不要紧张，这个是贝叶斯网络工具箱里面的程序D:\matlab2016aAZ\toolbox\FullBNT-1.0.7\bnt\BNT\learning\learn_struct_K2.m

当然，这个算法还是很容易理解的，我会在下面改进的程序稍加注释：

function [dag,candidate] = candidate_K2(data, ns, order, varargin)
%首先传入需要的参数，如训练数据，节点状态数，节点顺序，以及其余参数，并确定需要返回的值，我增加了一个candidate
% LEARN_STRUCT_K2 Greedily learn the best structure compatible with a fixed node ordering
% best_dag = learn_struct_K2(data, node_sizes, order, ...)
%
% data(i,m) = value of node i in case m (can be a cell array).

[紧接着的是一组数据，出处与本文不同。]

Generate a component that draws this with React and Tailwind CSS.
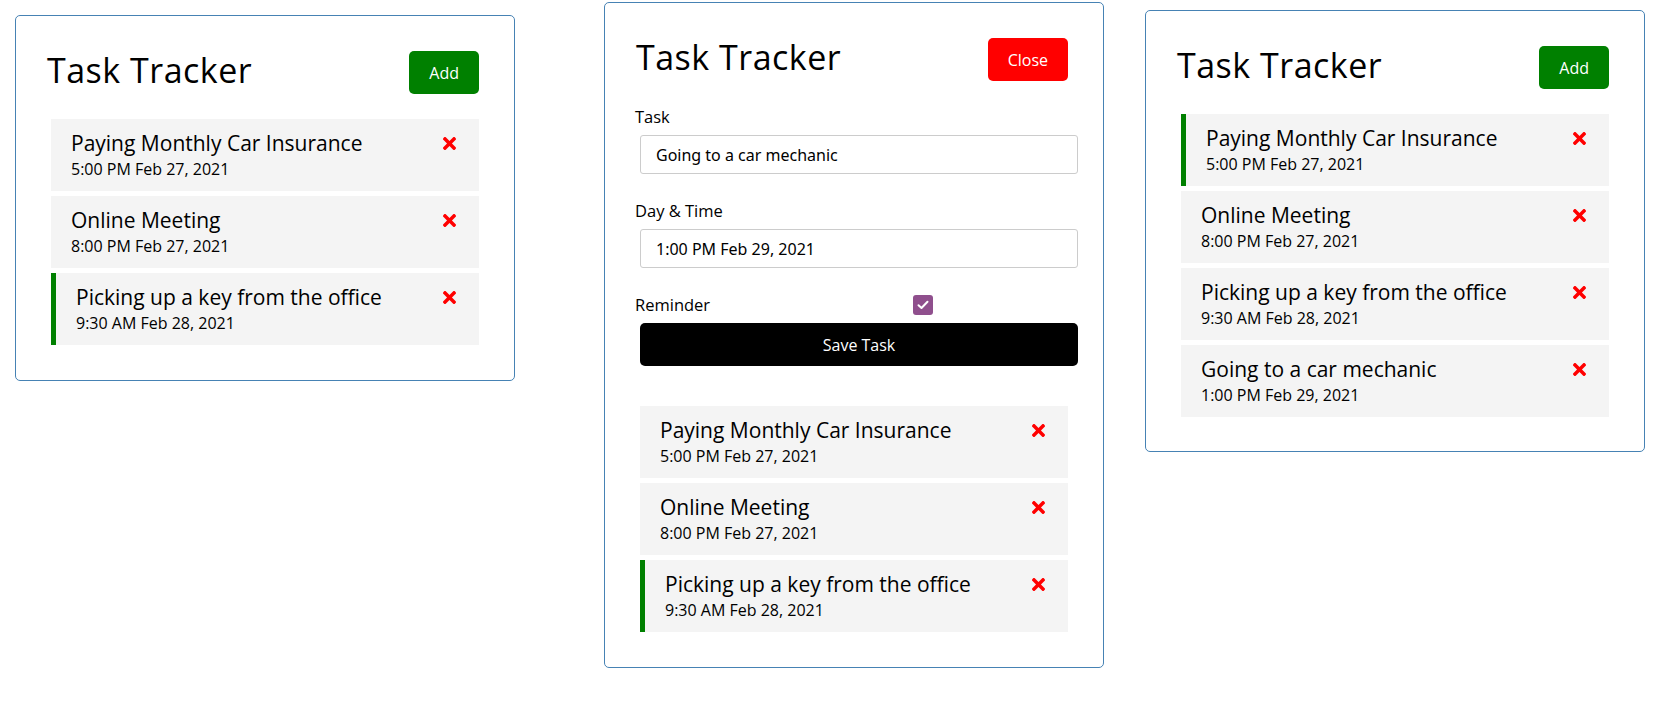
import React from "react";
import { FaTimes } from "react-icons/fa";

const poppins = { fontFamily: "'Open Sans', 'Noto Sans', sans-serif" };
const ubuntu = { fontFamily: "'Noto Sans', 'Open Sans', sans-serif" };

const tasks = [
  { id: 1, text: "Paying Monthly Car Insurance", day: "5:00 PM Feb 27, 2021" },
  { id: 2, text: "Online Meeting", day: "8:00 PM Feb 27, 2021" },
  { id: 3, text: "Picking up a key from the office", day: "9:30 AM Feb 28, 2021" },
  { id: 4, text: "Going to a car mechanic", day: "1:00 PM Feb 29, 2021" },
];

function Task({ task, reminder }) {
  return (
    <div
      className={`h-[72px] bg-[#f4f4f4] pl-[20px] pr-[20px] pt-[9px] ${
        reminder ? "border-l-[5px] border-[#008000]" : ""
      }`}
    >
      <h3 className="flex items-center justify-between text-[21px] leading-[30px] text-black">
        {task.text}
        <FaTimes className="text-[#ff0000]" size={19} />
      </h3>
      <p className="text-[16px] leading-[22px] text-black">{task.day}</p>
    </div>
  );
}

function Header({ label, color }) {
  return (
    <header className="flex h-[43px] items-center justify-between">
      <h1 className="mb-[4px] pl-[1px] text-[34px] leading-[43px] tracking-[0.5px] font-normal text-black">
        Task Tracker
      </h1>
      <button className={`mr-[5px] h-[43px] rounded-[5px] px-[20px] text-[16px] text-white ${color}`}>
        {label}
      </button>
    </header>
  );
}

function TaskList({ items, reminderId }) {
  return (
    <div className="mx-[5px] flex flex-col gap-[5px]">
      {items.map((t) => (
        <Task key={t.id} task={t} reminder={t.id === reminderId} />
      ))}
    </div>
  );
}

function AddForm() {
  const input =
    "ml-[5px] mt-[7px] h-[39px] w-full rounded-[3px] border border-[#cccccc] px-[15px] text-[16px] text-black outline-none";
  return (
    <form className="flex flex-col">
      <label className="text-[16.5px] leading-[22px] text-black">Task</label>
      <input className={input} style={ubuntu} defaultValue="Going to a car mechanic" readOnly />

      <label className="mt-[26px] text-[16.5px] leading-[22px] text-black">Day &amp; Time</label>
      <input className={input} style={ubuntu} defaultValue="1:00 PM Feb 29, 2021" readOnly />

      <div className="mt-[26px] flex h-[22px] items-center">
        <label className="w-[278px] text-[16.5px] leading-[22px] text-black">Reminder</label>
        <span className="flex h-[20px] w-[20px] items-center justify-center rounded-[3px] bg-[#8f4f8d]">
          <svg width="12" height="10" viewBox="0 0 12 10" fill="none">
            <path
              d="M1.5 5.2 4.5 8 10.5 1.8"
              stroke="white"
              strokeWidth="2"
              strokeLinecap="round"
              strokeLinejoin="round"
            />
          </svg>
        </span>
      </div>

      <button
        type="button"
        className="ml-[5px] mt-[7px] h-[43px] w-full rounded-[5px] bg-black text-[16px] text-white"
      >
        Save Task
      </button>
    </form>
  );
}

export default function App() {
  return (
    <div className="flex h-[708px] w-[1670px] items-start bg-white pl-[15px]" style={poppins}>
      <div className="mt-[15px] h-[366px] w-[500px] shrink-0 rounded-[5px] border border-[#4682b4] px-[30px] pt-[35px]">
        <Header label="Add" color="bg-[#008000]" />
        <div className="mt-[25px]">
          <TaskList items={tasks.slice(0, 3)} reminderId={3} />
        </div>
      </div>

      <div className="ml-[89px] mt-[2px] h-[666px] w-[500px] shrink-0 rounded-[5px] border border-[#4682b4] px-[30px] pt-[35px]">
        <Header label="Close" color="bg-[#ff0000]" />
        <div className="mt-[25px]">
          <AddForm />
        </div>
        <div className="mt-[40px]">
          <TaskList items={tasks.slice(0, 3)} reminderId={3} />
        </div>
      </div>

      <div className="ml-[41px] mt-[10px] h-[442px] w-[500px] shrink-0 rounded-[5px] border border-[#4682b4] px-[30px] pt-[35px]">
        <Header label="Add" color="bg-[#008000]" />
        <div className="mt-[25px]">
          <TaskList items={tasks} reminderId={1} />
        </div>
      </div>
    </div>
  );
}
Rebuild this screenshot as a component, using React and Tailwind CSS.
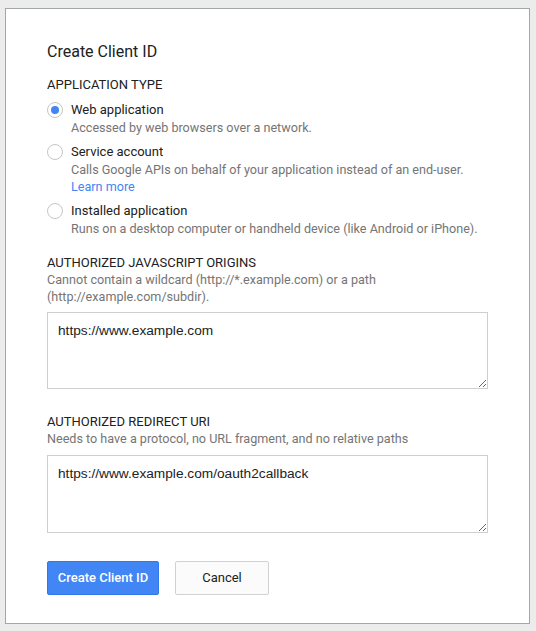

% node_sizes(i) is the size of node i.
% order(i) is the i'th node in the topological ordering.
%
% The following optional arguments can be specified in the form of name/value pairs:
% [default value in brackets]
%
% max_fan_in - this the largest number of parents we allow per node [N]
% scoring_fn - 'bayesian' or 'bic' [ 'bayesian' ]
%              Currently, only networks with all tabular nodes support Bayesian scoring.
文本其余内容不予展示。